Eighteen staff members from a ward at Altnagelvin Hospital in Londonderry are currently off work as a result of a Covid-19 outbreak.
The Western Health Trust has confirmed to the BBC that three members of staff on ward 40 have tested positive.
Another 15 are currently off work and self-isolating as a precautionary measure.
The trust said all 23 patients on the ward have been tested and there are currently no positive cases.
Ward 40 at the hospital provides rehabilitation care for elderly stroke victims.
Dr Bob Brown, from the Western Health Trust, said it was "taking all the necessary infection prevention and control measures to protect our patients and staff".
The Department of Health and Public Health Agency "have been informed of the situation", he added.
Meanwhile, 10 members of ambulance staff in Craigavon, County Armagh, have tested positive for Covid-19, the Northern Ireland Ambulance Service has confirmed.
Initially reported in the Belfast Telegraph, the 10 staff members were on a golf trip in the Republic of Ireland.
A further six workers have also been advised to self-isolate.
Northern Ireland Ambulance Service chief executive Michael Bloomfield said none of them were seriously ill.
He told BBC Radio Ulster's Good Morning Ulster programme that Craigavon station had a total staff of 60.
Fifteen of them were on the trip, 12 of whom were ambulance staff and 10 of those had tested positive.

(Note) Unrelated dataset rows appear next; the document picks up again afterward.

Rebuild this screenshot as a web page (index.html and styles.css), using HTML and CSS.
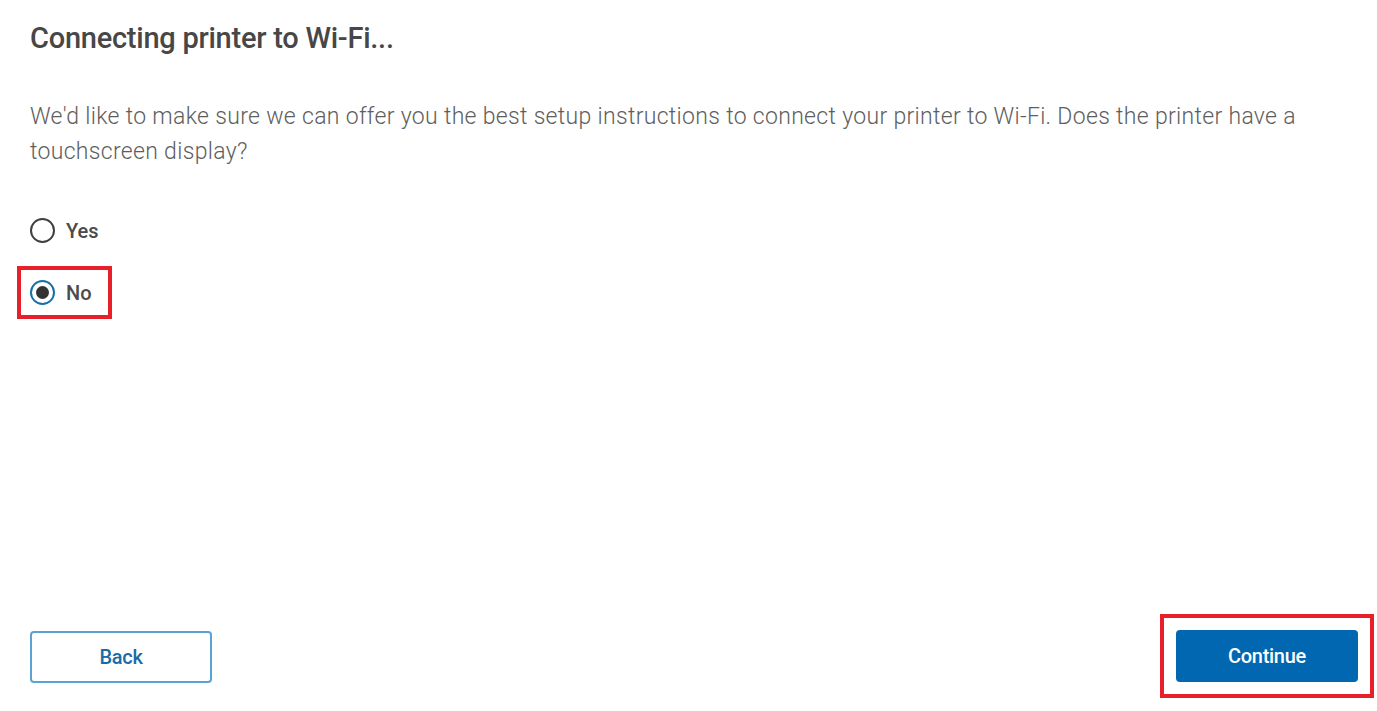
FILE: index.html
```html
<!DOCTYPE html>
<html lang="en">

<head>
    <meta charset="UTF-8" />
    <meta name="viewport" content="width=device-width, initial-scale=1" />
    <title>Connecting printer to Wi-Fi</title>
    <link rel="stylesheet" href="styles.css">
</head>

<body>
    <div class="page">
        <main class="main-content">
            <h1 class="title">Connecting printer to Wi-Fi...</h1>
            <p class="intro">We'd like to make sure we can offer you the best setup instructions to connect your printer to Wi-Fi. Does the printer have a touchscreen display?</p>

            <div class="options">
                <label class="option">
                    <input type="radio" name="touchscreen" class="radio-input">
                    <span class="radio"></span>
                    <span>Yes</span>
                </label>
                <label class="option option-marked">
                    <input type="radio" name="touchscreen" class="radio-input" checked>
                    <span class="radio"></span>
                    <span>No</span>
                </label>
            </div>
        </main>

        <footer class="footer">
            <button class="btn btn-secondary">Back</button>
            <div class="marked">
                <button class="btn btn-primary">Continue</button>
            </div>
        </footer>
    </div>
</body>
</html>
```

FILE: styles.css
```css
:root {
    --text: #5e5e5e;
    --heading: #474747;
    --blue: #0067b0;
    --blue-light: #5aa2d4;
    --mark: #e8202a;
}

* {
    margin: 0;
    padding: 0;
    box-sizing: border-box;
}

body {
    font-family: 'Roboto', 'Liberation Sans', sans-serif;
    background-color: white;
    color: var(--text);
}

.page {
    height: 100vh;
    padding: 21px 19px 28px 30px;
    display: flex;
    flex-direction: column;
    justify-content: space-between;
}

.title {
    font-size: 29px;
    font-weight: 500;
    color: var(--heading);
    letter-spacing: -0.25px;
    line-height: 34px;
}

.intro {
    margin-top: 44px;
    font-size: 23px;
    font-weight: 300;
    line-height: 35px;
    letter-spacing: 0.32px;
    max-width: 1310px;
}

.options {
    margin-top: 49px;
    display: flex;
    flex-direction: column;
    align-items: flex-start;
    gap: 36px;
}

.option {
    display: flex;
    align-items: center;
    gap: 11px;
    font-size: 20px;
    font-weight: 500;
    color: #4a4a4a;
    line-height: 24px;
    cursor: pointer;
}

.radio-input {
    display: none;
}

.radio {
    position: relative;
    width: 25px;
    height: 25px;
    border: 2px solid #3f3f3f;
    border-radius: 50%;
}

.radio-input:checked+.radio {
    border-color: #1472ab;
}

.radio-input:checked+.radio::before {
    content: '';
    position: absolute;
    top: 4px;
    left: 4px;
    width: 13px;
    height: 13px;
    border-radius: 50%;
    background-color: #333;
}

.option-marked {
    outline: 4px solid var(--mark);
    outline-offset: 9px;
    padding: 1px 7px 1px 0;
}

.footer {
    display: flex;
    justify-content: space-between;
    align-items: flex-end;
}

.marked {
    outline: 4px solid var(--mark);
    outline-offset: 12px;
    margin-bottom: 1px;
}

.btn {
    width: 182px;
    height: 52px;
    font-family: inherit;
    font-size: 20px;
    font-weight: 500;
    letter-spacing: -0.3px;
    border-radius: 4px;
    cursor: pointer;
}

.btn-secondary {
    background-color: white;
    color: #1a6ba5;
    border: 2px solid var(--blue-light);
}

.btn-primary {
    background-color: var(--blue);
    color: white;
    border: none;
}
```
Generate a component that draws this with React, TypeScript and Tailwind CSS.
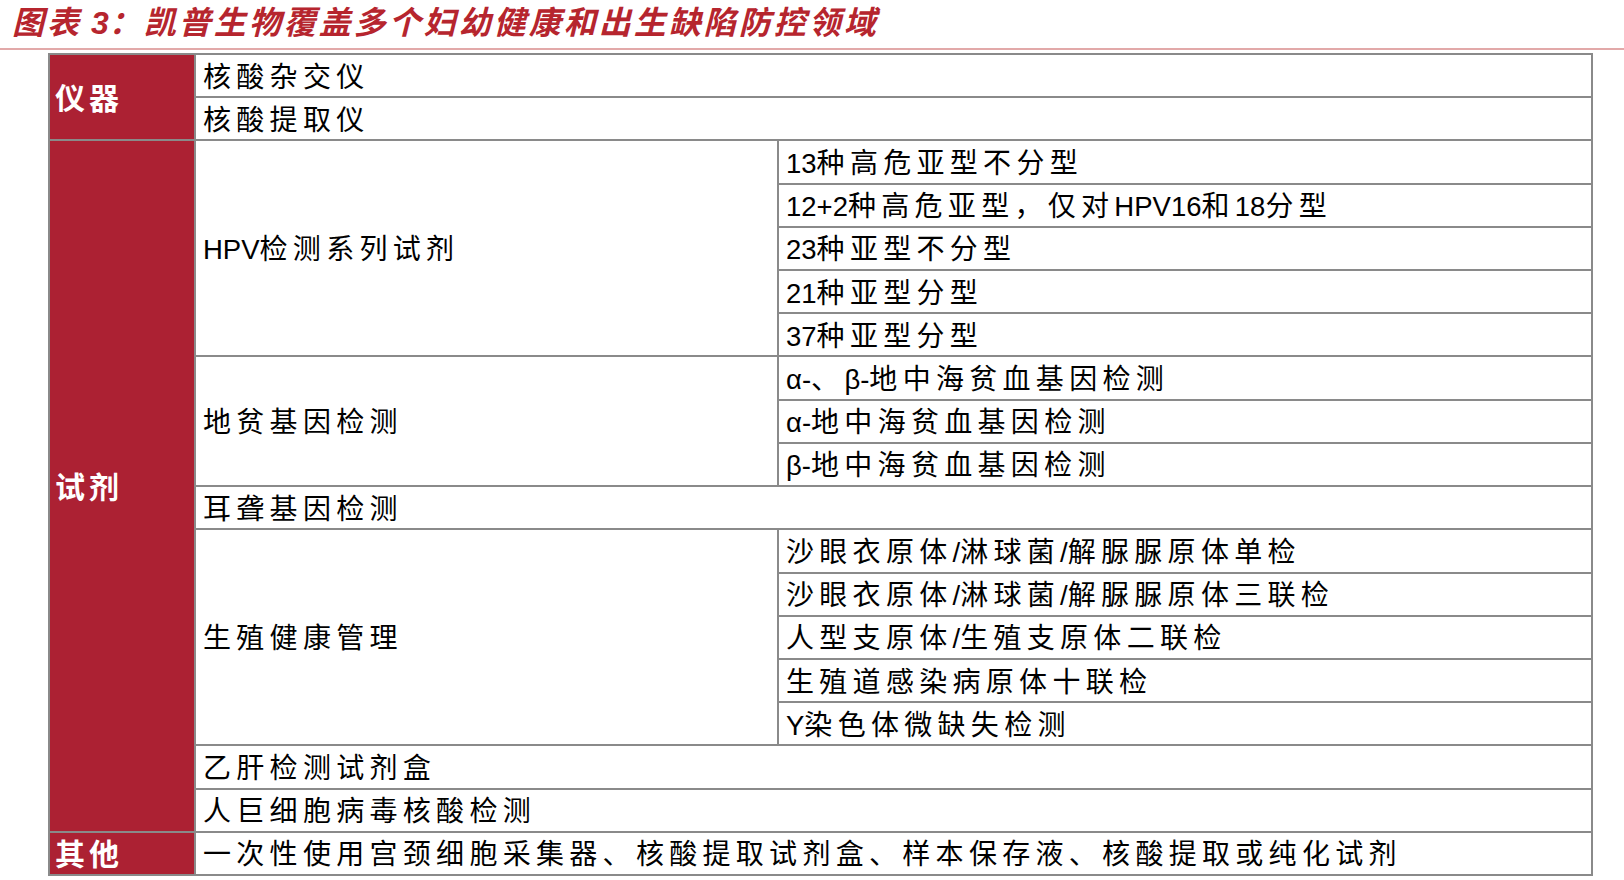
import React from 'react';

const CJK_RE = /([\u3000-\u303f\u4e00-\u9fff\uff00-\uffef]+)/;

// split text into CJK / latin runs so only the CJK gets the wide spacing
function Spaced({ text, cjk, latin = '' }: { text: string; cjk: string; latin?: string }) {
  const parts = text.split(CJK_RE).filter(Boolean);
  return (
    <>
      {parts.map((p, i) =>
        CJK_RE.test(p) ? (
          <span key={i} className={cjk}>
            {p}
          </span>
        ) : (
          <span key={i} className={latin}>
            {p}
          </span>
        ),
      )}
    </>
  );
}

const CELLS = [
  { pos: 'row-[1/2] col-[2/4]', text: '核酸杂交仪' },
  { pos: 'row-[2/3] col-[2/4]', text: '核酸提取仪' },
  { pos: 'row-[3/8] col-[2/3]', text: 'HPV检测系列试剂' },
  { pos: 'row-[3/4] col-[3/4]', text: '13种高危亚型不分型' },
  { pos: 'row-[4/5] col-[3/4]', text: '12+2种高危亚型，仅对HPV16和18分型' },
  { pos: 'row-[5/6] col-[3/4]', text: '23种亚型不分型' },
  { pos: 'row-[6/7] col-[3/4]', text: '21种亚型分型' },
  { pos: 'row-[7/8] col-[3/4]', text: '37种亚型分型' },
  { pos: 'row-[8/11] col-[2/3]', text: '地贫基因检测' },
  { pos: 'row-[8/9] col-[3/4]', text: 'α-、β-地中海贫血基因检测' },
  { pos: 'row-[9/10] col-[3/4]', text: 'α-地中海贫血基因检测' },
  { pos: 'row-[10/11] col-[3/4]', text: 'β-地中海贫血基因检测' },
  { pos: 'row-[11/12] col-[2/4]', text: '耳聋基因检测' },
  { pos: 'row-[12/17] col-[2/3]', text: '生殖健康管理' },
  { pos: 'row-[12/13] col-[3/4]', text: '沙眼衣原体/淋球菌/解脲脲原体单检' },
  { pos: 'row-[13/14] col-[3/4]', text: '沙眼衣原体/淋球菌/解脲脲原体三联检' },
  { pos: 'row-[14/15] col-[3/4]', text: '人型支原体/生殖支原体二联检' },
  { pos: 'row-[15/16] col-[3/4]', text: '生殖道感染病原体十联检' },
  { pos: 'row-[16/17] col-[3/4]', text: 'Y染色体微缺失检测' },
  { pos: 'row-[17/18] col-[2/4]', text: '乙肝检测试剂盒' },
  { pos: 'row-[18/19] col-[2/4]', text: '人巨细胞病毒核酸检测' },
  { pos: 'row-[19/20] col-[2/4]', text: '一次性使用宫颈细胞采集器、核酸提取试剂盒、样本保存液、核酸提取或纯化试剂' },
];

const GROUPS = [
  { pos: 'row-[1/3] col-[1/2]', text: '仪器' },
  { pos: 'row-[3/19] col-[1/2]', text: '试剂' },
  { pos: 'row-[19/20] col-[1/2]', text: '其他' },
];

export default function App() {
  return (
    <div className="w-[1624px] h-[880px] bg-white font-['Liberation_Sans','Noto_Sans_CJK_SC',sans-serif] overflow-hidden">
      {/* Title */}
      <div className="h-[50px] flex items-center pl-[12px] pb-[2px] border-b-2 border-[#e2a9a9]">
        <h1 className="text-[32px] font-bold italic text-[#b6252e] leading-none">
          <Spaced text="图表 3：凯普生物覆盖多个妇幼健康和出生缺陷防控领域" cjk="tracking-[3px]" />
        </h1>
      </div>

      {/* Table */}
      <div className="ml-[48px] mt-[3px] w-[1545px] h-[823px] bg-[#8a8a8a] p-[2px] grid gap-[2px] grid-cols-[144px_581px_812px] grid-rows-[repeat(19,minmax(0,1fr))]">
        {GROUPS.map((g) => (
          <div key={g.text} className={`${g.pos} bg-[#ac2133] flex items-center pl-[5px] pt-[3px]`}>
            <span className="text-white text-[30px] font-bold leading-none">
              <Spaced text={g.text} cjk="tracking-[4px]" />
            </span>
          </div>
        ))}
        {CELLS.map((c) => (
          <div key={c.text} className={`${c.pos} bg-white flex items-center pl-[7px] pt-[4px]`}>
            <span className="text-black text-[28px] leading-none whitespace-nowrap">
              <Spaced text={c.text} cjk="tracking-[5.3px]" latin="text-[27.5px]" />
            </span>
          </div>
        ))}
      </div>
    </div>
  );
}
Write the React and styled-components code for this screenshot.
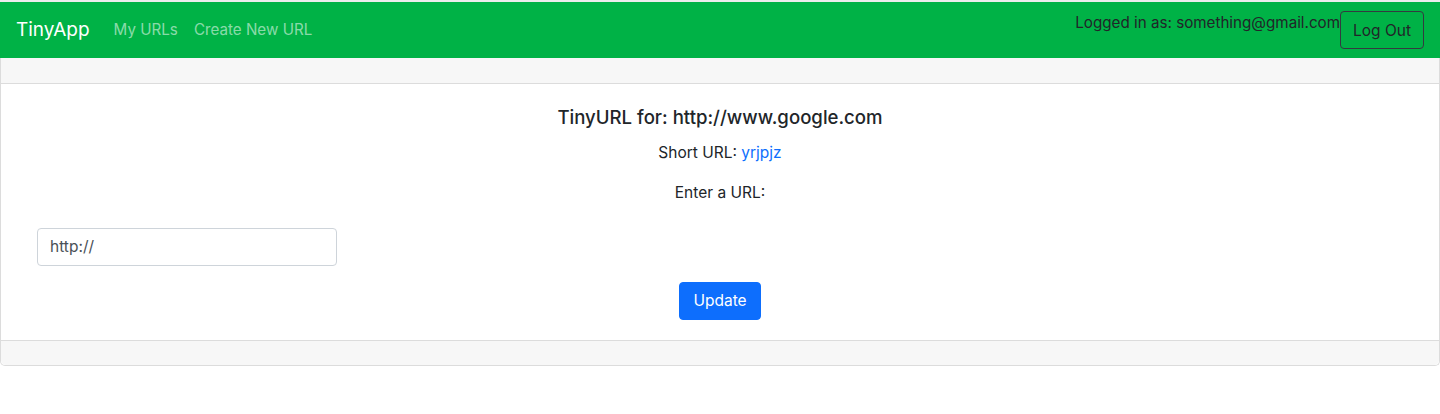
import React from "react";
import styled, { createGlobalStyle } from "styled-components";

const GlobalStyle = createGlobalStyle`
  body {
    margin: 0;
    font-family: Inter, "Liberation Sans", sans-serif;
    font-size: 16px;
    line-height: 1.5;
    color: #212529;
    background: #fff;
  }
  * { box-sizing: border-box; }
`;

const Page = styled.div`
  border-top: 2px solid #ececec;
`;

const Nav = styled.nav`
  display: flex;
  align-items: center;
  justify-content: space-between;
  height: 56px;
  padding: 0 16px;
  background: #00b246;
`;

const NavLeft = styled.div`
  display: flex;
  align-items: center;
`;

const Brand = styled.a`
  font-size: 19px;
  color: #fff;
  margin-right: 24px;
  text-decoration: none;
`;

const NavLink = styled.a`
  color: rgba(255, 255, 255, 0.55);
  font-size: 15.2px;
  margin-right: 16px;
  text-decoration: none;
`;

const NavRight = styled.div`
  display: flex;
  align-items: flex-start;
  align-self: stretch;
  padding-top: 9px;
`;

const LoggedIn = styled.span`
  font-size: 15.2px;
  color: #212529;
  line-height: 24px;
`;

const LogOut = styled.button`
  font-family: inherit;
  font-size: 15.5px;
  color: #212529;
  background: transparent;
  border: 1px solid #343a40;
  border-radius: 4px;
  padding: 0 12px;
  height: 38px;
`;

const Card = styled.div`
  border: 1px solid #dcdcdc;
  border-top: none;
  border-radius: 0 0 5px 5px;
`;

const CardHeader = styled.div`
  height: 26px;
  background: #f7f7f7;
  border-bottom: 1px solid #dcdcdc;
`;

const CardBody = styled.div`
  padding: 19px 36px 20px;
  display: flex;
  flex-direction: column;
`;

const Title = styled.h5`
  margin: 0 0 10px;
  font-size: 18.6px;
  font-weight: 500;
  text-align: center;
  line-height: 28px;
`;

const Line = styled.p`
  margin: 0 0 17px;
  font-size: 15.5px;
  text-align: center;
`;

const ShortLink = styled.a`
  color: #0d6efd;
  text-decoration: none;
`;

const Input = styled.input`
  width: 300px;
  height: 38px;
  margin-top: 6px;
  padding: 6px 12px;
  font-family: inherit;
  font-size: 15.5px;
  color: #495057;
  border: 1px solid #ced4da;
  border-radius: 4px;
`;

const Submit = styled.button`
  align-self: center;
  margin-top: 16px;
  height: 38px;
  padding: 0 13px;
  font-family: inherit;
  font-size: 15.5px;
  color: #fff;
  background: #0d6efd;
  border: 1px solid #0d6efd;
  border-radius: 4px;
`;

const CardFooter = styled.div`
  height: 25px;
  background: #f7f7f7;
  border-top: 1px solid #dcdcdc;
  border-radius: 0 0 5px 5px;
`;

export default function App() {
  return (
    <Page>
      <GlobalStyle />
      <Nav>
        <NavLeft>
          <Brand href="#">TinyApp</Brand>
          <NavLink href="#">My URLs</NavLink>
          <NavLink href="#">Create New URL</NavLink>
        </NavLeft>
        <NavRight>
          <LoggedIn>Logged in as: something@gmail.com</LoggedIn>
          <LogOut>Log Out</LogOut>
        </NavRight>
      </Nav>
      <Card>
        <CardHeader />
        <CardBody>
          <Title>TinyURL for: http://www.google.com</Title>
          <Line>Short URL: <ShortLink href="#">yrjpjz</ShortLink></Line>
          <Line>Enter a URL:</Line>
          <Input defaultValue="http://" />
          <Submit>Update</Submit>
        </CardBody>
        <CardFooter />
      </Card>
    </Page>
  );
}
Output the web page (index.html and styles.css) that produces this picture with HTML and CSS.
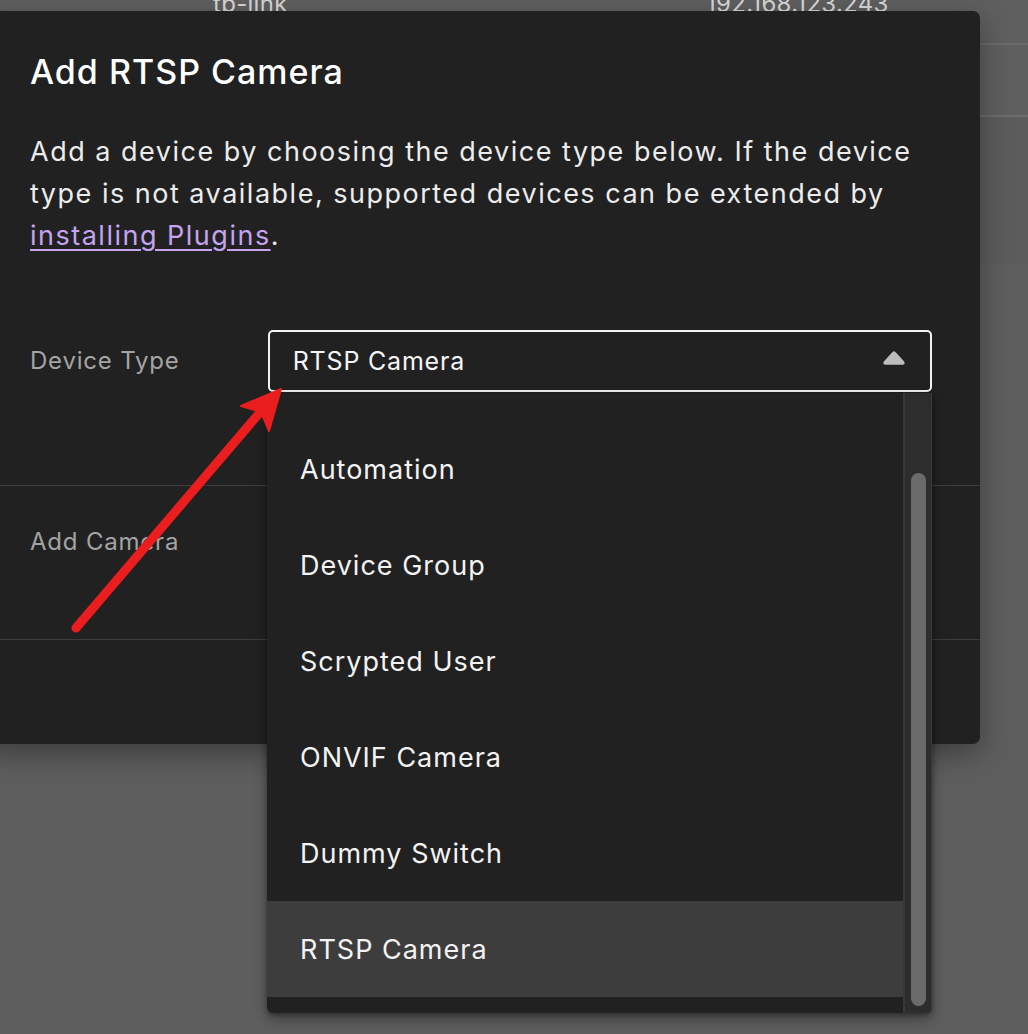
FILE: index.html
```html
<!DOCTYPE html>
<html lang="en">
<head>
<meta charset="utf-8">
<title>Add RTSP Camera</title>
<link rel="stylesheet" href="styles.css">
</head>
<body>
<div class="backdrop">
  <div class="bg-row bg-row-first"><span class="bg-name">tp-link</span><span class="bg-ip">192.168.123.243</span></div>
  <div class="bg-row"></div>
  <div class="bg-row bg-row-tall"></div>
</div>

<div class="dialog">
  <h1 class="dialog-title">Add RTSP Camera</h1>
  <p class="dialog-text">Add a device by choosing the device type below. If the device type is not available, supported devices can be extended by <a class="link" href="#">installing Plugins</a>.</p>
  <div class="section section-form">
    <div class="form-row">
      <label class="field-label">Device Type</label>
      <div class="select">
        <span class="select-value">RTSP Camera</span>
        <svg class="caret" width="24" height="16" viewBox="0 0 24 16"><path d="M10.3 2.2 Q12 0.3 13.7 2.2 L22.2 11.6 Q23.6 14.8 20.4 14.8 L3.6 14.8 Q0.4 14.8 1.8 11.6 Z" fill="#bdbdbd"/></svg>
      </div>
    </div>
  </div>
  <div class="section section-add">
    <span class="field-label">Add Camera</span>
  </div>
  <div class="section section-foot"></div>
</div>

<div class="menu">
  <ul class="menu-list">
    <li class="menu-item">Automation</li>
    <li class="menu-item">Device Group</li>
    <li class="menu-item">Scrypted User</li>
    <li class="menu-item">ONVIF Camera</li>
    <li class="menu-item">Dummy Switch</li>
    <li class="menu-item is-active">RTSP Camera</li>
  </ul>
  <div class="scrollbar"><div class="thumb"></div></div>
</div>

<svg class="annotation" width="1028" height="1034" viewBox="0 0 1028 1034">
  <line x1="76" y1="628" x2="262" y2="410" stroke="#ea1d1f" stroke-width="9" stroke-linecap="round"/>
  <path d="M281 389 L241 406 L261 412 L269 431 Z" fill="#ea1d1f" stroke="#ea1d1f" stroke-width="2" stroke-linejoin="round"/>
</svg>
</body>
</html>
```
FILE: styles.css
```css
* { box-sizing: border-box; }
html, body { margin: 0; padding: 0; }
body {
  width: 1028px;
  height: 1034px;
  overflow: hidden;
  background: #5e5e5e;
  font-family: Inter, "Liberation Sans", sans-serif;
  position: relative;
}

.backdrop { display: flex; flex-direction: column; }
.bg-row {
  height: 72px;
  border-bottom: 2px solid #6c6c6c;
  background: #5f5f5f;
  position: relative;
}
.bg-row-first { height: 45px; }
.bg-name, .bg-ip {
  position: absolute;
  top: -11px;
  font-size: 24px;
  line-height: 30px;
  color: #d8d8d8;
  letter-spacing: 0.3px;
}
.bg-name { left: 213px; }
.bg-ip { left: 706px; }
.bg-row-tall { height: 147px; border-bottom: none; background: #5c5c5c; }

.dialog {
  position: absolute;
  left: -20px;
  top: 11px;
  width: 1000px;
  height: 733px;
  background: #212121;
  border-radius: 7px;
  box-shadow: 0 10px 30px rgba(0,0,0,0.35);
  display: flex;
  flex-direction: column;
}
.dialog-title {
  margin: 41px 0 0 50px;
  font-size: 34px;
  line-height: 40px;
  font-weight: 500;
  color: #ffffff;
  letter-spacing: 1px;
}
.dialog-text {
  margin: 39px 40px 0 50px;
  font-size: 27px;
  line-height: 42px;
  color: #ececec;
  letter-spacing: 1.5px;
}
.link { color: #c5a3ef; text-decoration: underline; text-underline-offset: 4px; }

.section-form {
  height: 229px;
  padding: 73px 48px 0 50px;
  border-bottom: 1px solid #3d3d3d;
}
.form-row { display: flex; align-items: center; }
.field-label {
  width: 238px;
  font-size: 24px;
  line-height: 30px;
  color: #a4a4a4;
  letter-spacing: 0.8px;
}
.select {
  width: 665px;
  height: 62px;
  border: 2px solid #f2f2f2;
  border-radius: 5px;
  display: flex;
  align-items: center;
  justify-content: space-between;
  padding: 0 24px 0 23px;
}
.select-value { font-size: 25px; color: #f5f5f5; letter-spacing: 0.8px; }
.caret { display: block; margin-top: -6px; }

.section-add {
  height: 154px;
  padding: 41px 0 0 50px;
  border-bottom: 1px solid #3d3d3d;
}
.section-foot { flex: 1; }

.menu {
  position: absolute;
  left: 267px;
  top: 393px;
  width: 665px;
  height: 620px;
  background: #212121;
  border-radius: 0 0 6px 6px;
  box-shadow: 0 6px 14px rgba(0,0,0,0.35), 0 2px 4px rgba(0,0,0,0.3);
  display: flex;
  overflow: hidden;
}
.menu-list {
  list-style: none;
  margin: 0;
  padding: 28px 0 0 0;
  flex: 1;
}
.menu-item {
  height: 96px;
  display: flex;
  align-items: center;
  padding-left: 33px;
  font-size: 27px;
  color: #f3f3f3;
  letter-spacing: 1px;
}
.menu-item.is-active { background: #3d3d3d; }
.scrollbar {
  width: 29px;
  background: #2d2d2d;
  border-left: 2px solid #383838;
  border-right: 1px solid #3a3a3a;
  padding: 80px 0 0 6px;
}
.thumb {
  width: 15px;
  height: 533px;
  background: #6b6b6b;
  border-radius: 8px;
}

.annotation { position: absolute; left: 0; top: 0; pointer-events: none; }
```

Mr Bloomfield said it was believed the the initial case, which was discovered on 13 September, was contracted through community transmission from a family member.
"As a result of the staff being away together that's how it happened and it highlights how contagious the virus is," he said.
Mr Bloomfield said he was confident none of the affected staff had had patient contact.
"The fact that there are a higher number of people currently unable to work in Craigavon, it does mean we are grateful that we can bring in staff from other areas."
Mr Bloomfield highlighted how "challenging a time" the last six months had been and his staff had "worked exceptionally hard and needed down time".
He said the staff involved were getting occupational health support and assuming they had no more symptoms, they will all be back at work in the next few days.
Nigel Ruddell, medical director of the Northern Ireland Ambulance Service, said there was no doubt some response times have been affected.
"As always we put our efforts into making sure that we respond to the most serious emergencies first and foremost, we aim always to get to the sickest patients the quickest," he said.
"Patients with lower-grade emergencies, less urgent problems, unfortunately they are the ones who are likely to be affected and upfront I will apologise for any delay to any patient."
The Department of Health reported no further coronavirus-linked deaths on Thursday, with the death toll remaining at 577.
According to the latest figures, 9,950 people have tested positive for Covid-19 in NI since the pandemic began.